Work to complete => Write out each line from the data below that includes the word "React".
-=-=-
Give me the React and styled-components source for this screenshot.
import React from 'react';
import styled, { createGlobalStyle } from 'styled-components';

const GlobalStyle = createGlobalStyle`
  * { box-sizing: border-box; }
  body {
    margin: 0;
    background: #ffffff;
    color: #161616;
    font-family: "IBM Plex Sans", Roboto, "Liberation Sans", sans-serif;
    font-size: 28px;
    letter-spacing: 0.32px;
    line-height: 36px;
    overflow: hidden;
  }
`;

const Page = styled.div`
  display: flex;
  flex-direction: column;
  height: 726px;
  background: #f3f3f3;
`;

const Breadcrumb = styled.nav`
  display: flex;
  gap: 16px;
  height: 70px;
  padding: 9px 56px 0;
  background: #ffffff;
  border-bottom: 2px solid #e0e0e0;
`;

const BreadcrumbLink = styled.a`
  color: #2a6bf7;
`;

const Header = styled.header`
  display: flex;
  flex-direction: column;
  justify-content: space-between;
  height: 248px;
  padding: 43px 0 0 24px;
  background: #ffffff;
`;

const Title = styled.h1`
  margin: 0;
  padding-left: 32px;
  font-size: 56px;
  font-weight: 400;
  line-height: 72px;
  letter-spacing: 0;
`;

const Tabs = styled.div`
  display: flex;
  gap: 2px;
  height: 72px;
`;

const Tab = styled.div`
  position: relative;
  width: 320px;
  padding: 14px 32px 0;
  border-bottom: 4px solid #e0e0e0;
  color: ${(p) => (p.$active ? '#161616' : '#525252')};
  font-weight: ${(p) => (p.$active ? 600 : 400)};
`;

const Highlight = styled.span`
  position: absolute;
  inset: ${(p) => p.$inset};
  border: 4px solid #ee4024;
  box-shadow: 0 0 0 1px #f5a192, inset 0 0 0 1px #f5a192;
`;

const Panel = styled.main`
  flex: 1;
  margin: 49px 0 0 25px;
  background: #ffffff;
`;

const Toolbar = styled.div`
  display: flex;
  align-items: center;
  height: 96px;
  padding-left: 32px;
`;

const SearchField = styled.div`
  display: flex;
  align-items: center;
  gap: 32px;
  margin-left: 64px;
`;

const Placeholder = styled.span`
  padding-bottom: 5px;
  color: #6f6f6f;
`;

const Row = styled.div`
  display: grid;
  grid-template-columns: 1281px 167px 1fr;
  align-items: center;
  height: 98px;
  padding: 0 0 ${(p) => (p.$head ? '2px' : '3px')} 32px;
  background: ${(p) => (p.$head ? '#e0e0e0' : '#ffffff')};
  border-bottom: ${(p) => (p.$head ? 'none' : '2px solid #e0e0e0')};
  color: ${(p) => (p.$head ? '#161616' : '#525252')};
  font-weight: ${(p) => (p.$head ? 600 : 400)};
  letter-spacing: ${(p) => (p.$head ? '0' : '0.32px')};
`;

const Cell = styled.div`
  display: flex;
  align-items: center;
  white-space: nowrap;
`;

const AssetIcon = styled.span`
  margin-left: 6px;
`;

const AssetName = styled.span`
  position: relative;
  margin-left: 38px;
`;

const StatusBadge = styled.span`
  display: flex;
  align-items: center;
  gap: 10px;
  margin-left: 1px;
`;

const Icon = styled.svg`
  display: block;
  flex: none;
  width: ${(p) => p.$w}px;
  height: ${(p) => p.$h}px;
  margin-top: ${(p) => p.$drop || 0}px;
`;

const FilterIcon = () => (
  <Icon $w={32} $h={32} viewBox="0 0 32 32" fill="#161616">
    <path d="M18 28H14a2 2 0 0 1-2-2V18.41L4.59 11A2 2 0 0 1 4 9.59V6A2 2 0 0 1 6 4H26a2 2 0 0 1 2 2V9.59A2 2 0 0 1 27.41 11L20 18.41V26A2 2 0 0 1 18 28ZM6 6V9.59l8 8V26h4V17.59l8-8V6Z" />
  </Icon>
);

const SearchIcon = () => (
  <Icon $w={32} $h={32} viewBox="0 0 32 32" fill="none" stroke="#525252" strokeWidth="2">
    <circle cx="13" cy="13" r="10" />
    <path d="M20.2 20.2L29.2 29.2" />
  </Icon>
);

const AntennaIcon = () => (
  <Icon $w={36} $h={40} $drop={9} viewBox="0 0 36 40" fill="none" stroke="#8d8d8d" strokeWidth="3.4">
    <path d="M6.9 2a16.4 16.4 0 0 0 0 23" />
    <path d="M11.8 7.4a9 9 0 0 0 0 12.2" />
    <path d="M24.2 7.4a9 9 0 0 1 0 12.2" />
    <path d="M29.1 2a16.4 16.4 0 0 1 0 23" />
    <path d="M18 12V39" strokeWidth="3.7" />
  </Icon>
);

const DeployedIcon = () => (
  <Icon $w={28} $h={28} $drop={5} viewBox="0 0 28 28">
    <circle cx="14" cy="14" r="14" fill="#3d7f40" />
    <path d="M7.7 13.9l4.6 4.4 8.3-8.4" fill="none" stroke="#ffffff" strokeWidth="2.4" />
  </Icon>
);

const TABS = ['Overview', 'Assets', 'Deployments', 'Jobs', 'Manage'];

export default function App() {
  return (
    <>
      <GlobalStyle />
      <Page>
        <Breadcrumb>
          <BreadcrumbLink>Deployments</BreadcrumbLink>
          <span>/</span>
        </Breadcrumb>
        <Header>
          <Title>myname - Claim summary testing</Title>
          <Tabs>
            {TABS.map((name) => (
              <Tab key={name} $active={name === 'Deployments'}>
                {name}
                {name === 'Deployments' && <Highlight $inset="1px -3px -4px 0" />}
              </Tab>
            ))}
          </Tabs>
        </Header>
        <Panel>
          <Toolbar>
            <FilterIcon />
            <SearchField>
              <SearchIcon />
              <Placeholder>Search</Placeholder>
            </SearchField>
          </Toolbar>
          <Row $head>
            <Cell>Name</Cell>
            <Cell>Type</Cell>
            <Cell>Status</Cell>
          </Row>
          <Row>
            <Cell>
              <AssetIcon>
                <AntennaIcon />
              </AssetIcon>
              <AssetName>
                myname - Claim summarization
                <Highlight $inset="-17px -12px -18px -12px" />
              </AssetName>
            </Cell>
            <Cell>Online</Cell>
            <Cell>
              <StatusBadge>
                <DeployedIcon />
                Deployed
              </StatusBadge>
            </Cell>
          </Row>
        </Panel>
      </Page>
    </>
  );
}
-=-=-
Task response =>
Give me the React and styled-components source for this screenshot.
import React from 'react';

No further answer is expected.